Established on a small scale in 1860, it has up to the present time enjoyed seventeen years of increasing usefulness and prosperity, and in that long time upwards of 250,000 dogs have passed under the close inspection of the manager, who is a gentleman thoroughly well skilled in every disease that dogflesh is heir to; and he is prepared to vouch that out of that enormous number — derived, be it borne in mind, from sources most of all likely to be contaminated — he has met with not one solitary case of rabies. There is, probably, no single individual in Europe who has had a vaster field of observation, or such a promising number of subjects to study, and it would have been by no means surprising to have found, under the circumstances, that scarcely a week passed but that a dog unmistakably mad was brought under his notice; but there stands the fact declared by the superintendent and corroborated by the entire staff, that a mad dog was never yet seen on the premises. There have, of course, been savage dogs out of number — ill-conditioned curs, ever ready with a snarl and a vengeful snap at a leg or a hand. Even in the case of good-tempered dogs it is nothing surprising if, with their wonderful instinct, they make a frantic effort to make use of their teeth on the executioner when he is about to make his deadly grip on their neck, and they see the fatal phial in his fist; and there have, one way and another, been a very great many instances of dogbite amongst the attendants. But a judicious cauterising has served to counteract any possible ill effect; and no man on the establishment was ever the worse for such an accident, beyond the temporary inconvenience.

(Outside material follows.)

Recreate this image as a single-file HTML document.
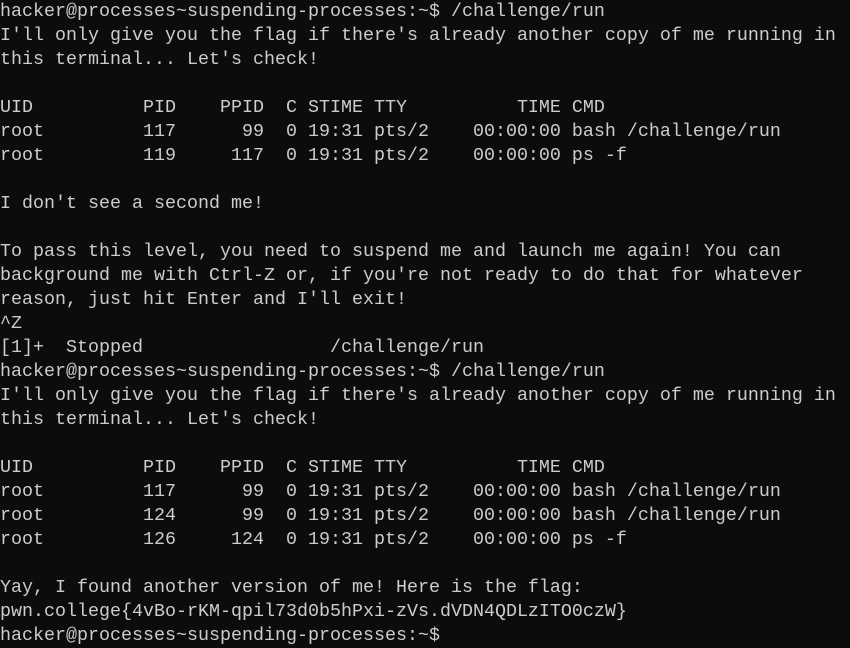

Again — still to quote from the superintendent's statement — it is by no means uncommon for dogs to be brought to the Home exhibiting symptoms which, to the inexperienced, are most alarming, but which rapidly subside under medicinal treatment. It seems that prowling dogs indiscriminately bolt almost anything to appease the pangs of hunger, and that the result is an agonising attack of congestion, accompanied with foaming at the mouth and glaring eyes, very easily mistaken by the ignorant for rabies. And if street dogs — who, if their fare is hard, have at least healthy organs of digestion — are subject to these fits, how much doubt can there be that house-fed, pampered pets, familiar with cakes and sweetmeats, are equally liable to the affliction?

It may be said that, after all, these statements, though they may be curious, are worth but little as bearing on the main questions — how to stamp out a terrible malady, the existence of which no sane man can question, or at least to lessen the number of its victims? But undoubtedly not a little good will be achieved if the fact can be made widely known that there is really much less reason for the nervous terror which at the present time exists amongst all classes than is commonly supposed, and that it is not every dog — if the testimony of the authority quoted is worth anything — not one dog in a score who grows excited, and whose jaws foam and who looks wild, who is mad and capable of infecting a person it bites with hydrophobia. Furthermore, if, as the gentleman in question opines, it is possible for an individual who has been harmlessly bitten to morbidly brood on the event until the dreadful symptoms of dog-madness are developed in him, it cannot be aught but beneficial to make it as widely as possible understood that such is the case. At all events, it should tend to relieve the anxiety of those who are haunted by the prevailing scare, and who shrink from every dog that approaches them, to learn that of two hundred thousand animals officially inspected not one was mad, and that, by the exercise of coolness and ordinary precaution, the bite of a dog that is not mad is little more to be dreaded than the scratch of a pin.